SUPPLIED DATA —
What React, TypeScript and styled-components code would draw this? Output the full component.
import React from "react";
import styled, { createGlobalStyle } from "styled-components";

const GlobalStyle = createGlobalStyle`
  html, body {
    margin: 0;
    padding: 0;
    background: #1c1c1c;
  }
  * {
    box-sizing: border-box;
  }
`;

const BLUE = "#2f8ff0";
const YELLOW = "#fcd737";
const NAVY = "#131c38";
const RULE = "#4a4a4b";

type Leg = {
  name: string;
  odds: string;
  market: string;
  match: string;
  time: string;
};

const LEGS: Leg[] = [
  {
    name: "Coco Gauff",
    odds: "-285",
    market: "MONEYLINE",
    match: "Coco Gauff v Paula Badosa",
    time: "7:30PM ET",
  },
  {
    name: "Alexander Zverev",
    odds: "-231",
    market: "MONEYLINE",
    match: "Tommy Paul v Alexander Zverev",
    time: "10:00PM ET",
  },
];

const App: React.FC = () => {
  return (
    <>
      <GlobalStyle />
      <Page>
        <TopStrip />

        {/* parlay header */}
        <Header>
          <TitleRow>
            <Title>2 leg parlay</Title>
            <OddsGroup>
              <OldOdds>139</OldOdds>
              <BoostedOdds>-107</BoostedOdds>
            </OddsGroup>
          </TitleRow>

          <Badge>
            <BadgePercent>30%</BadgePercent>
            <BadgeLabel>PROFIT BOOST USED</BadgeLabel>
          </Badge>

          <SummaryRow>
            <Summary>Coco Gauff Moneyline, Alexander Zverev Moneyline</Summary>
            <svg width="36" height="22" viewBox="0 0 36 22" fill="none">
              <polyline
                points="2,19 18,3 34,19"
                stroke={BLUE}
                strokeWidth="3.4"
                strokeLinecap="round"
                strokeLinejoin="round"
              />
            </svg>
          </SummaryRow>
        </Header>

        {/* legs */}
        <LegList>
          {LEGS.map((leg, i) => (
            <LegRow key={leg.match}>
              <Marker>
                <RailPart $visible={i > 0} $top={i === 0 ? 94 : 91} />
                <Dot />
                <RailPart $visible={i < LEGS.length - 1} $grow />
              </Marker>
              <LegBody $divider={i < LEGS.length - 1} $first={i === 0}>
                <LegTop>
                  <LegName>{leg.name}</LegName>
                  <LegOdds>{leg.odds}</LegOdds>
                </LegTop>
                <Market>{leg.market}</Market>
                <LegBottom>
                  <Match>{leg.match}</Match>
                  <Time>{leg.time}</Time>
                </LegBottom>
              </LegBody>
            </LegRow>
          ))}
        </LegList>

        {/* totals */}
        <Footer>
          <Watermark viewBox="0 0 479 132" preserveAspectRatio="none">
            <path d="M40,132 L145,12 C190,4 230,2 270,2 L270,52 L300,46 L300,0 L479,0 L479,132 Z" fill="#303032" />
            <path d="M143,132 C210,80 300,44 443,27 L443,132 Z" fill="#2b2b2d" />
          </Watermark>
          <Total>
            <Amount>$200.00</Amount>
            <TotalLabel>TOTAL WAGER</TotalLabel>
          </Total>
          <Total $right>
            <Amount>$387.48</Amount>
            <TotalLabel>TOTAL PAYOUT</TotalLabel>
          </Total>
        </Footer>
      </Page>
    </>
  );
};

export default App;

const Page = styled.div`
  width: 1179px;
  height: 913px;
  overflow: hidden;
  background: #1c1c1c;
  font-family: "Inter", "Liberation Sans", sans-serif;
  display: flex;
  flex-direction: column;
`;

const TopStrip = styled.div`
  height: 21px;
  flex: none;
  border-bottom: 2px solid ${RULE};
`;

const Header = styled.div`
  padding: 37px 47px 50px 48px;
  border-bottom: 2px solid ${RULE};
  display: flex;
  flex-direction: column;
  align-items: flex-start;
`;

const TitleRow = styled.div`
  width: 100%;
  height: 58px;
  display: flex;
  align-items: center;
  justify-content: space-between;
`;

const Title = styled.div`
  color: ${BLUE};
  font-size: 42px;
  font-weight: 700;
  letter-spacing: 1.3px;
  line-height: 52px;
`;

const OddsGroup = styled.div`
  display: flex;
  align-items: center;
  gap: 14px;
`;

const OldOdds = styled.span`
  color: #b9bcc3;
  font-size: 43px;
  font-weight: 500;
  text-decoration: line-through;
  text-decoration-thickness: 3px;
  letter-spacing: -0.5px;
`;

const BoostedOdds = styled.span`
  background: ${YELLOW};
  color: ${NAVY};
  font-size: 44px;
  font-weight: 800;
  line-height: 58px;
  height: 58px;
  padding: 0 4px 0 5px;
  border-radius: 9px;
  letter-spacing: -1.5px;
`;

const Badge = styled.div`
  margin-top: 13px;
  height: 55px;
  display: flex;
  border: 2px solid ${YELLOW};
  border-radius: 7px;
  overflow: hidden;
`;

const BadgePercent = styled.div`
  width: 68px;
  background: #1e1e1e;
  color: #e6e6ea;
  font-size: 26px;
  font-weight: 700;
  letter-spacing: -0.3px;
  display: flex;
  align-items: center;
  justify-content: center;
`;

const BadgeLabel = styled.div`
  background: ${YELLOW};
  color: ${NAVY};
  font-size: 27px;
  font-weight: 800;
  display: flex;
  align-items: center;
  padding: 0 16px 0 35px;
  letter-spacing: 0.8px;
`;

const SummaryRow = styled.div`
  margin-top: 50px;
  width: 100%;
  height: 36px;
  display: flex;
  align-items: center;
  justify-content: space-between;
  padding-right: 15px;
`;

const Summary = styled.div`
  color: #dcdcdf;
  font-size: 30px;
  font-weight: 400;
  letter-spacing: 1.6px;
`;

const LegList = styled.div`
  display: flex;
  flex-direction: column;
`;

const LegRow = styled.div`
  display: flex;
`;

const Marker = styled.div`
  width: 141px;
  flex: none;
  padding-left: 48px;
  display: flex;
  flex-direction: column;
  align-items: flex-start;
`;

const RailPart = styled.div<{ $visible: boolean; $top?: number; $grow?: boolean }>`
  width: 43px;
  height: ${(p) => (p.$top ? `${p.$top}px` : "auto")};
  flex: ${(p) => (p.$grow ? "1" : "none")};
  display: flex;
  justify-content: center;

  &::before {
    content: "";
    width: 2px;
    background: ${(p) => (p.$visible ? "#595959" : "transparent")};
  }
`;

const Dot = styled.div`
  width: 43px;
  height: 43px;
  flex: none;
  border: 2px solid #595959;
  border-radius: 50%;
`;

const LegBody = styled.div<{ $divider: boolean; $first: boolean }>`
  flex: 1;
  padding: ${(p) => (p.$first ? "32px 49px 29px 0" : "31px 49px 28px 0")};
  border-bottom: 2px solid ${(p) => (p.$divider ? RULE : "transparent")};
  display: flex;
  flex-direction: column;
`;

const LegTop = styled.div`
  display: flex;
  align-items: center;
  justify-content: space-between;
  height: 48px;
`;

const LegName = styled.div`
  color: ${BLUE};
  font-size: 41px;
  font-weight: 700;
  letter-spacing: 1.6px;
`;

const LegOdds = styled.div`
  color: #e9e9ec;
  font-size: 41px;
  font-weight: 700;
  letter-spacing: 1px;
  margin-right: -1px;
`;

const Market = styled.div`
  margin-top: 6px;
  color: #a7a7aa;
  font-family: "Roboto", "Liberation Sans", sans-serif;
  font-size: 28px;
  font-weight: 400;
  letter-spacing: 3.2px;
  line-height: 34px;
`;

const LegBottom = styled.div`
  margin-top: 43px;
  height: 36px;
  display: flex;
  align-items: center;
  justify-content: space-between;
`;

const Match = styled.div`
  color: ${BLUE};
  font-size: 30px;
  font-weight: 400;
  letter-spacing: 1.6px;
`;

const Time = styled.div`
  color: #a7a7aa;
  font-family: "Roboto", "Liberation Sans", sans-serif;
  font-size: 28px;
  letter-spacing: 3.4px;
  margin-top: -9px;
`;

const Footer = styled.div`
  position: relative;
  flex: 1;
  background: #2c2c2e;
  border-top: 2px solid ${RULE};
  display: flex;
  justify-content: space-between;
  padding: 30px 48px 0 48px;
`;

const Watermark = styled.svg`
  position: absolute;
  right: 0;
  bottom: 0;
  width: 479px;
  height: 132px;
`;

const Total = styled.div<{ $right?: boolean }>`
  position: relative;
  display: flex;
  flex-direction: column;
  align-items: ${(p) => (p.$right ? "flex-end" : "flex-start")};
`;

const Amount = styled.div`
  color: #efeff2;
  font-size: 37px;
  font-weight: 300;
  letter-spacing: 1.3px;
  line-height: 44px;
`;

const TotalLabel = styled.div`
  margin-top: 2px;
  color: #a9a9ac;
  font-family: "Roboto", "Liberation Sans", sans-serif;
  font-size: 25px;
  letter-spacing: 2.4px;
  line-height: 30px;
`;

...

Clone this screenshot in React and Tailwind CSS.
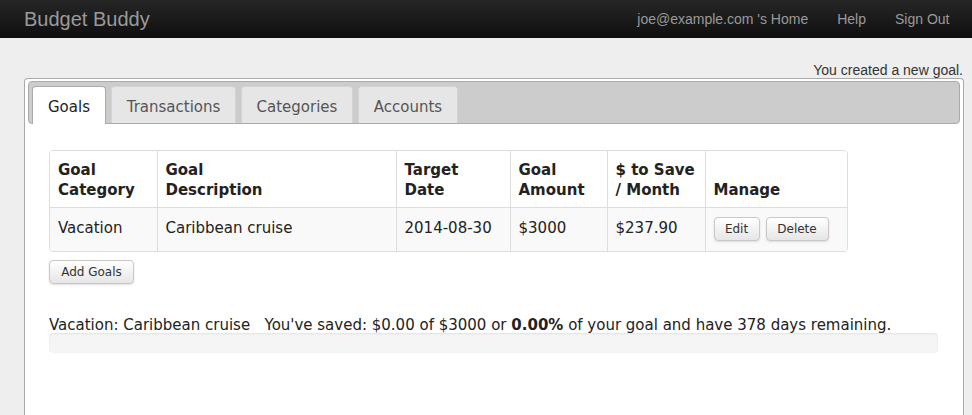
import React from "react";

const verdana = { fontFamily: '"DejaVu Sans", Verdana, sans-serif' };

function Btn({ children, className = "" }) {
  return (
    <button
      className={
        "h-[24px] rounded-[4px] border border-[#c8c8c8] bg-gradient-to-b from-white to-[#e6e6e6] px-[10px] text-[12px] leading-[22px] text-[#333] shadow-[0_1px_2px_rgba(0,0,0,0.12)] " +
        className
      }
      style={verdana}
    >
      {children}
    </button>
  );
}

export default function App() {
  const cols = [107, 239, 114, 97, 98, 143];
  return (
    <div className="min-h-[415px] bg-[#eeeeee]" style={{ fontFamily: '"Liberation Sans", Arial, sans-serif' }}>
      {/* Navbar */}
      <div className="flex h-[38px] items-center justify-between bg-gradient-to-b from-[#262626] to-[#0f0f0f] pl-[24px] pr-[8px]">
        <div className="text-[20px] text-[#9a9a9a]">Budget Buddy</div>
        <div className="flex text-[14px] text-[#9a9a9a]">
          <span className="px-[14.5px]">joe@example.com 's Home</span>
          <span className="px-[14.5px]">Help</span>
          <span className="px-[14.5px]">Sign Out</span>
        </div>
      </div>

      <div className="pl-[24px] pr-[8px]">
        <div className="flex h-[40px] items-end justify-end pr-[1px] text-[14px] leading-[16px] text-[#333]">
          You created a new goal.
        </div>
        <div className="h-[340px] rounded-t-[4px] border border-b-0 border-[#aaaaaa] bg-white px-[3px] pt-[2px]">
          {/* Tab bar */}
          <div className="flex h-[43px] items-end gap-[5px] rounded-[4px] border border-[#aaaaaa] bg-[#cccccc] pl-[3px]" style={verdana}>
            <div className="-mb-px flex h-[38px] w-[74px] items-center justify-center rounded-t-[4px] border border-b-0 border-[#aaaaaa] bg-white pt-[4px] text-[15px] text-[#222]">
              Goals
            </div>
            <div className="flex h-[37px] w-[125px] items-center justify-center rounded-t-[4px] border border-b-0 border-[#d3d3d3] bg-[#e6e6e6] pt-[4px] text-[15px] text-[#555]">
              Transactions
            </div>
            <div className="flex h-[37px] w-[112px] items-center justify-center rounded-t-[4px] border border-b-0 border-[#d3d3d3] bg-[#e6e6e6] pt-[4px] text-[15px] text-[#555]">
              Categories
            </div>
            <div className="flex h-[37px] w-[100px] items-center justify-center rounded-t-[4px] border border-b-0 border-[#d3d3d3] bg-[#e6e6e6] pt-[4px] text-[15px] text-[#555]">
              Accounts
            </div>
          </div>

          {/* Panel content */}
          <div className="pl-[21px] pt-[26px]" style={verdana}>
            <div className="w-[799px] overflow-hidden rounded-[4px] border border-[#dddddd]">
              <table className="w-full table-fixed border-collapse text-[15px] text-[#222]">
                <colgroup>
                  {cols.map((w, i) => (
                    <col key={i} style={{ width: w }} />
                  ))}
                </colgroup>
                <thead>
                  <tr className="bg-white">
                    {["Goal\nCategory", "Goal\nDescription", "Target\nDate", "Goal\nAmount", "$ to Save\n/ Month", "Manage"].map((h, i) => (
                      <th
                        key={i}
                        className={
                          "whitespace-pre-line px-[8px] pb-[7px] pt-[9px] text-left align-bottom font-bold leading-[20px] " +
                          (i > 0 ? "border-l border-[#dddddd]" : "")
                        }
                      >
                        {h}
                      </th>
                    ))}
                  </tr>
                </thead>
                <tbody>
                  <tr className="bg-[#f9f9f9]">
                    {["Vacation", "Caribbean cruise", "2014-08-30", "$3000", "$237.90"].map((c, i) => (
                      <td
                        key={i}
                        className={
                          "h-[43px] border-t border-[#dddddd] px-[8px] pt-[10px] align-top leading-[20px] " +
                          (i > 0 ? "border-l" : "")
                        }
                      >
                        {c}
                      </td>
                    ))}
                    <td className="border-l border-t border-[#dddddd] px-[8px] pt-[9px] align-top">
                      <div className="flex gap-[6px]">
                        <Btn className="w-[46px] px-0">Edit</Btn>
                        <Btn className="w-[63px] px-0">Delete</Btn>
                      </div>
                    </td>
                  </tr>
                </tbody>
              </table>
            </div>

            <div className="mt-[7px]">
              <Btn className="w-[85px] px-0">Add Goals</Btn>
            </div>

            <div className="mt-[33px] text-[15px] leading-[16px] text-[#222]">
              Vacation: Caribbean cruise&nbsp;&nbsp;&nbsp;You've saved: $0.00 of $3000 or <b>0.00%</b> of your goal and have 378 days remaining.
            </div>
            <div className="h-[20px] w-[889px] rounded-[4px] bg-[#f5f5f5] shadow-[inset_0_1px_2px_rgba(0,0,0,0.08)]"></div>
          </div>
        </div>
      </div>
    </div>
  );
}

--

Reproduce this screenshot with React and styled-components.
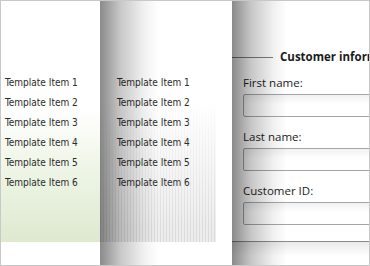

REQUIRED WORK —
Track down every line of the material containing the string "this", and copy it.

COMPLETE RESPONSE —
What React, TypeScript and styled-components code would draw this? Output the full component.
Clone this screenshot in React and Tailwind CSS.
Reproduce this screenshot with React and styled-components.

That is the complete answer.